Who said Pacquiao-Marquez 4 wouldn’t deliver?
Published Dec 10 2012 by: Rich Thomas
From the moment that it was announced that Manny Pacquiao would tangle with Juan Manuel Marquez for a fourth time, a number of pundits in the boxing world (including some of my colleagues at Proboxing-fans.com) began groaning that the fight was a waste of time and money, a rehash of a rivalry that was old hat and could offer nothing new. Some of that complaining continued right up until fight night, and how wrong they were!
I never thought this way, and honestly could not understand why anyone would. Quadrilogies are uncommon in boxing, but quadrilogies where both participants are still world class competitors in the same league and have unfinished business are an extreme rarity. Take the Rafael Marquez vs. Israel Vazquez quadrilogy, where Vazquez was a spent force by the time of the fourth installment. On that historical note alone, Marquez vs. Pacquiao IV promised to deliver.

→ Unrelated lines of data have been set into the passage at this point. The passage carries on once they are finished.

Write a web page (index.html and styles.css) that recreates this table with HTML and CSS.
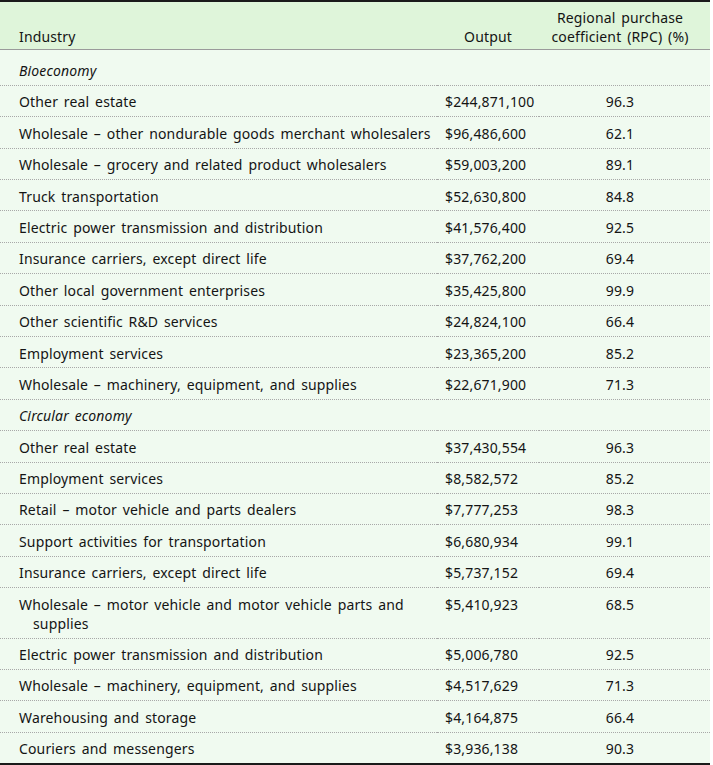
FILE: index.html
```html
<!DOCTYPE html>
<html>
<head>
<meta charset="utf-8">
<link rel="stylesheet" href="styles.css">
</head>
<body>
<table class="tbl">
  <colgroup>
    <col class="c-ind">
    <col class="c-out">
    <col class="c-rpc">
  </colgroup>
  <thead>
    <tr>
      <th class="h-ind">Industry</th>
      <th class="h-out">Output</th>
      <th class="h-rpc">Regional purchase<br>coefficient (RPC) (%)</th>
    </tr>
  </thead>
  <tbody>
    <tr class="cat first"><td colspan="3"><em>Bioeconomy</em></td></tr>
    <tr><td>Other real estate</td><td class="out">$244,871,100</td><td class="rpc">96.3</td></tr>
    <tr><td>Wholesale – other nondurable goods merchant wholesalers</td><td class="out">$96,486,600</td><td class="rpc">62.1</td></tr>
    <tr><td>Wholesale – grocery and related product wholesalers</td><td class="out">$59,003,200</td><td class="rpc">89.1</td></tr>
    <tr><td>Truck transportation</td><td class="out">$52,630,800</td><td class="rpc">84.8</td></tr>
    <tr><td>Electric power transmission and distribution</td><td class="out">$41,576,400</td><td class="rpc">92.5</td></tr>
    <tr><td>Insurance carriers, except direct life</td><td class="out">$37,762,200</td><td class="rpc">69.4</td></tr>
    <tr><td>Other local government enterprises</td><td class="out">$35,425,800</td><td class="rpc">99.9</td></tr>
    <tr><td>Other scientific R&amp;D services</td><td class="out">$24,824,100</td><td class="rpc">66.4</td></tr>
    <tr><td>Employment services</td><td class="out">$23,365,200</td><td class="rpc">85.2</td></tr>
    <tr><td>Wholesale – machinery, equipment, and supplies</td><td class="out">$22,671,900</td><td class="rpc">71.3</td></tr>
    <tr class="cat"><td colspan="3"><em>Circular economy</em></td></tr>
    <tr><td>Other real estate</td><td class="out">$37,430,554</td><td class="rpc">96.3</td></tr>
    <tr><td>Employment services</td><td class="out">$8,582,572</td><td class="rpc">85.2</td></tr>
    <tr><td>Retail – motor vehicle and parts dealers</td><td class="out">$7,777,253</td><td class="rpc">98.3</td></tr>
    <tr><td>Support activities for transportation</td><td class="out">$6,680,934</td><td class="rpc">99.1</td></tr>
    <tr><td>Insurance carriers, except direct life</td><td class="out">$5,737,152</td><td class="rpc">69.4</td></tr>
    <tr><td>Wholesale – motor vehicle and motor vehicle parts and supplies</td><td class="out">$5,410,923</td><td class="rpc">68.5</td></tr>
    <tr><td>Electric power transmission and distribution</td><td class="out">$5,006,780</td><td class="rpc">92.5</td></tr>
    <tr><td>Wholesale – machinery, equipment, and supplies</td><td class="out">$4,517,629</td><td class="rpc">71.3</td></tr>
    <tr><td>Warehousing and storage</td><td class="out">$4,164,875</td><td class="rpc">66.4</td></tr>
    <tr><td>Couriers and messengers</td><td class="out">$3,936,138</td><td class="rpc">90.3</td></tr>
  </tbody>
</table>
</body>
</html>
```
FILE: styles.css
```css
html, body {
  margin: 0;
  padding: 0;
  background: #ffffff;
}
body {
  font-family: "Noto Sans", "Open Sans", sans-serif;
  font-size: 14px;
  color: #141414;
  word-spacing: 2px;
  letter-spacing: 0.15px;
}
.tbl {
  width: 710px;
  border-collapse: collapse;
  table-layout: fixed;
  border-top: 2px solid #1a1a1a;
  border-bottom: 2px solid #1a1a1a;
  background: #f0faf0;
}
.c-ind { width: 437px; }
.c-out { width: 102px; }
.c-rpc { width: 171px; }
thead tr {
  background: #dff5da;
  border-bottom: 1px solid #9a9a9a;
}
th {
  font-weight: normal;
  vertical-align: bottom;
  line-height: 19px;
  padding: 6px 8px 3px 8px;
}
.h-ind { text-align: left; padding-left: 19px; }
.h-out { text-align: center; }
.h-rpc { text-align: center; padding-right: 17px; }
td {
  line-height: 19px;
  padding: 6.5px 8px 4.9px 8px;
  vertical-align: top;
}
tbody tr {
  border-bottom: 1px dotted #a8a8a8;
}
tbody tr:last-child { border-bottom: none; }
td:first-child {
  padding-left: 33px;
  text-indent: -14px;
  padding-right: 4px;
}
.cat td { padding-left: 33px; }
.cat.first td { padding-top: 11px; }
.cat em { font-style: italic; }
.out { text-align: left; }
.rpc { text-align: center; padding-right: 17px; }
```
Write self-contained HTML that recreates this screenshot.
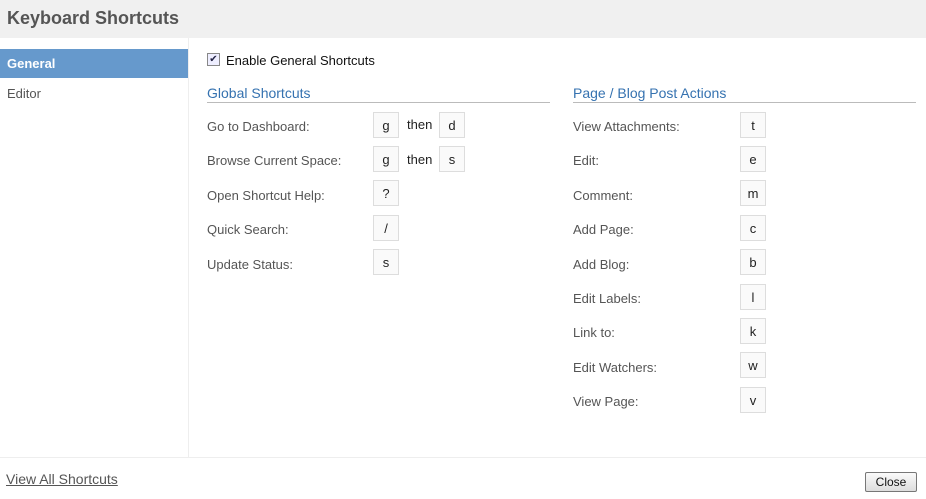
<!DOCTYPE html><html><head><style>
body{margin:0;width:926px;height:499px;position:relative;font-family:"Liberation Sans",Arial,sans-serif;background:#fff;overflow:hidden}
.hd{position:absolute;left:0;top:0;width:926px;height:38px;background:#f0f0f0}
.hd span{position:absolute;left:7px;top:8px;font-size:18px;font-weight:bold;color:#555}
.side{position:absolute;left:0;top:38px;width:188px;height:419px;border-right:1px solid #eee}
.sel{position:absolute;left:0;top:49px;width:188px;height:29px;background:#6699cc;color:#fff;font-weight:bold;font-size:13px;line-height:29px;text-indent:7px}
.ed{position:absolute;left:7px;top:86px;font-size:13px;color:#555}
.ft{position:absolute;left:0;top:457px;width:926px;border-top:1px solid #eee}
.t{position:absolute;font-size:13px;color:#555}
.h{position:absolute;font-size:14px;color:#3572b0;border-bottom:1px solid #bbb;padding-bottom:1px}
.k{position:absolute;width:24px;height:24px;border:1px solid #ddd;background:#fafafa;font-size:13px;color:#222;text-align:center;line-height:26px}
.th{position:absolute;font-size:13px;color:#222}
</style></head><body>
<div class="hd"><span>Keyboard Shortcuts</span></div>
<div class="side"></div>
<div class="sel">General</div>
<div class="ed">Editor</div>
<div style="position:absolute;left:207px;top:53px;width:11px;height:11px;border:1px solid #888;background:#eef;font-size:10px;line-height:11px;text-align:center;color:#224">✔</div>
<div class="t" style="left:226px;top:53px;color:#111">Enable General Shortcuts</div>
<div class="h" style="left:207px;top:85px;width:343px">Global Shortcuts</div>
<div class="h" style="left:573px;top:85px;width:343px">Page / Blog Post Actions</div>

<div class="t" style="left:207px;top:119px">Go to Dashboard:</div>
<div class="k" style="left:373px;top:112px">g</div><div class="th" style="left:407px;top:117px">then</div><div class="k" style="left:439px;top:112px">d</div>
<div class="t" style="left:207px;top:153px">Browse Current Space:</div>
<div class="k" style="left:373px;top:146px">g</div><div class="th" style="left:407px;top:152px">then</div><div class="k" style="left:439px;top:146px">s</div>
<div class="t" style="left:207px;top:188px">Open Shortcut Help:</div><div class="k" style="left:373px;top:180px">?</div>
<div class="t" style="left:207px;top:222px">Quick Search:</div><div class="k" style="left:373px;top:215px">/</div>
<div class="t" style="left:207px;top:257px">Update Status:</div><div class="k" style="left:373px;top:249px">s</div>

<div class="t" style="left:573px;top:119px">View Attachments:</div><div class="k" style="left:740px;top:112px">t</div>
<div class="t" style="left:573px;top:153px">Edit:</div><div class="k" style="left:740px;top:146px">e</div>
<div class="t" style="left:573px;top:188px">Comment:</div><div class="k" style="left:740px;top:180px">m</div>
<div class="t" style="left:573px;top:222px">Add Page:</div><div class="k" style="left:740px;top:215px">c</div>
<div class="t" style="left:573px;top:257px">Add Blog:</div><div class="k" style="left:740px;top:249px">b</div>
<div class="t" style="left:573px;top:291px">Edit Labels:</div><div class="k" style="left:740px;top:284px">l</div>
<div class="t" style="left:573px;top:325px">Link to:</div><div class="k" style="left:740px;top:318px">k</div>
<div class="t" style="left:573px;top:360px">Edit Watchers:</div><div class="k" style="left:740px;top:352px">w</div>
<div class="t" style="left:573px;top:394px">View Page:</div><div class="k" style="left:740px;top:387px">v</div>

<div class="ft"></div>
<div class="t" style="left:6px;top:471px;text-decoration:underline;font-size:14px">View All Shortcuts</div>
<div style="position:absolute;left:865px;top:472px;width:50px;height:18px;border:1px solid #777;border-radius:2px;background:linear-gradient(#fafafa,#ddd);font-size:12px;text-align:center;line-height:18px;color:#111">Close</div>
</body></html>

Also, "new" can be overrated. Even if Pacquiao vs. Marquez had turned out to be exactly like the previous three installments, it would have delivered drama and a high quality, action-packed bout. With the rivalry, the rarity of a solid four-parter, and the certainty the fight would deliver, I can honestly say the only boxer I would rather have seen fight Pacquiao would have been Floyd Mayweather.
I'm not sure what happened Saturday night. Maybe Dinamita finally perfected his timing of Pacquiao, or his focus was just so tight and determined that night that it all came together for him in a way it had never come together before. Maybe Pacquiao lost a little caution, went out looking to finally dispatch his biggest rival, and as a result got dispatched himself. Maybe it was a little bit of everything.

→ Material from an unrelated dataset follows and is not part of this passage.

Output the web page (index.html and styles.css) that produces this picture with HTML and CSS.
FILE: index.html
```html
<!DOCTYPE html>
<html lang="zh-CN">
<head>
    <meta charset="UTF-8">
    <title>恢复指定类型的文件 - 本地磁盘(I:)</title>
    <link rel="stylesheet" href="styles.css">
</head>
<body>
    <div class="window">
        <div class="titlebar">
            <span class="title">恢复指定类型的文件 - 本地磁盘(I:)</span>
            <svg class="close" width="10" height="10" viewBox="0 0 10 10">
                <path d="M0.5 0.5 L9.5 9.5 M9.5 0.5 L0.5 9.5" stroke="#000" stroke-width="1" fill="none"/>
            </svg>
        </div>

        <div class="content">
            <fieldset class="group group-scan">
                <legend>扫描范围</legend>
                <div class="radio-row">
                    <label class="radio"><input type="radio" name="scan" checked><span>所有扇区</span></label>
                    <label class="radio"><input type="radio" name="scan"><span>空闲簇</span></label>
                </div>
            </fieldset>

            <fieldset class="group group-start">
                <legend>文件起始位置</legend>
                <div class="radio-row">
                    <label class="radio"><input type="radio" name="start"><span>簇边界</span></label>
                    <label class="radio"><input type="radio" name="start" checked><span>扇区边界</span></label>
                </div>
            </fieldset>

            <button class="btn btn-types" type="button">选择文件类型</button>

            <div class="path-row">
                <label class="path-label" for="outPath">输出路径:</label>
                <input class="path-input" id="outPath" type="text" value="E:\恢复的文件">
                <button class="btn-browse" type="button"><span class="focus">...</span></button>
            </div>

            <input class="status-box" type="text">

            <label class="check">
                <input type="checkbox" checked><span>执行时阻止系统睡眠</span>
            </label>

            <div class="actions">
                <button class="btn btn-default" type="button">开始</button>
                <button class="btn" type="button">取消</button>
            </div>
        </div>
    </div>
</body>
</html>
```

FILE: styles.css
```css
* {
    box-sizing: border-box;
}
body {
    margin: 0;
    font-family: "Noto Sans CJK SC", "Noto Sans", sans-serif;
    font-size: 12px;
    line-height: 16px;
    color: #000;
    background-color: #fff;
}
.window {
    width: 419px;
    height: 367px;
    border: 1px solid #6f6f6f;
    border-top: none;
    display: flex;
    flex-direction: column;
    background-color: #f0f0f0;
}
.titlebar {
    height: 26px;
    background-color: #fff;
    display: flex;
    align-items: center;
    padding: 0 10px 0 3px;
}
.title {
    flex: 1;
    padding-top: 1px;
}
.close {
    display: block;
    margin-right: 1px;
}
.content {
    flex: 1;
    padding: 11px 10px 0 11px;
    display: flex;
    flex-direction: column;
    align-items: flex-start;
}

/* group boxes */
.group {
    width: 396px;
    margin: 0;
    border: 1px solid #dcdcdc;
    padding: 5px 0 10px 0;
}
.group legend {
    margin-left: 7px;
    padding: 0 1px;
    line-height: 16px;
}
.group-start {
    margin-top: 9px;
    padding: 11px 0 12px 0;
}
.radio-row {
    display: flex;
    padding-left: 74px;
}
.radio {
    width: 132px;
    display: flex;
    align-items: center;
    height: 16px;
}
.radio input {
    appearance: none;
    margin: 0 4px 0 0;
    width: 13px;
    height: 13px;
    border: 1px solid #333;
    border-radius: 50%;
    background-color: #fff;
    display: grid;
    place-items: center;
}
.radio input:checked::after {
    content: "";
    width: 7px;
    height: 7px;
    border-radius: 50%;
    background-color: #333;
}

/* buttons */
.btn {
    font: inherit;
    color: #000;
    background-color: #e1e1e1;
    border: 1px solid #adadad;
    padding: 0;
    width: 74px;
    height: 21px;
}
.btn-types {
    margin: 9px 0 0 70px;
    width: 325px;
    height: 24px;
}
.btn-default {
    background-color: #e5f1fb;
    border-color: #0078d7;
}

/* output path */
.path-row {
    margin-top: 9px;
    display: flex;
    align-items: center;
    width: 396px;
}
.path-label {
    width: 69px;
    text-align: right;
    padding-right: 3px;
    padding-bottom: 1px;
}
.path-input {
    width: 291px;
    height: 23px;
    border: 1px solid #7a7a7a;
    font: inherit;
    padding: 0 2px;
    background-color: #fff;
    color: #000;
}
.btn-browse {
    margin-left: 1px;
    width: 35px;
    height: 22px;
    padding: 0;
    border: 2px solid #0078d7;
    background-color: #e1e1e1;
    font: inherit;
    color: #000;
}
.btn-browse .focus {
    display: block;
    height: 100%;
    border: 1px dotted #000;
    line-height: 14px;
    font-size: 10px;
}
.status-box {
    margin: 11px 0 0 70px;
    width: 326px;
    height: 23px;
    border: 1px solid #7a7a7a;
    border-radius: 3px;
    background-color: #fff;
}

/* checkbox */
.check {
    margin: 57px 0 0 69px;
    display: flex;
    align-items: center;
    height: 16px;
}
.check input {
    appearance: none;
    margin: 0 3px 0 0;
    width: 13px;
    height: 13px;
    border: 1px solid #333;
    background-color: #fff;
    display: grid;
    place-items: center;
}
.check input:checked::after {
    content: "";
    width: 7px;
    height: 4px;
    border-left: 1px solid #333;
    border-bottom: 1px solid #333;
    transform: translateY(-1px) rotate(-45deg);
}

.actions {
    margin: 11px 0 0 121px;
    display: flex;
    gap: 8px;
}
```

Of two things I am certain, and those are the lessons that should be learned from this fight. First, a clash between two competitive, world class fighters is never a waste of anyone's time, whether it be the first encounter, the fourth, or even the fifth. The other lesson is the reason why: even with two evenly matched, competitive fighters, the most unlikely thing in the world is for a bout to run to 40 or 48 rounds and still not have reached a clear conclusion.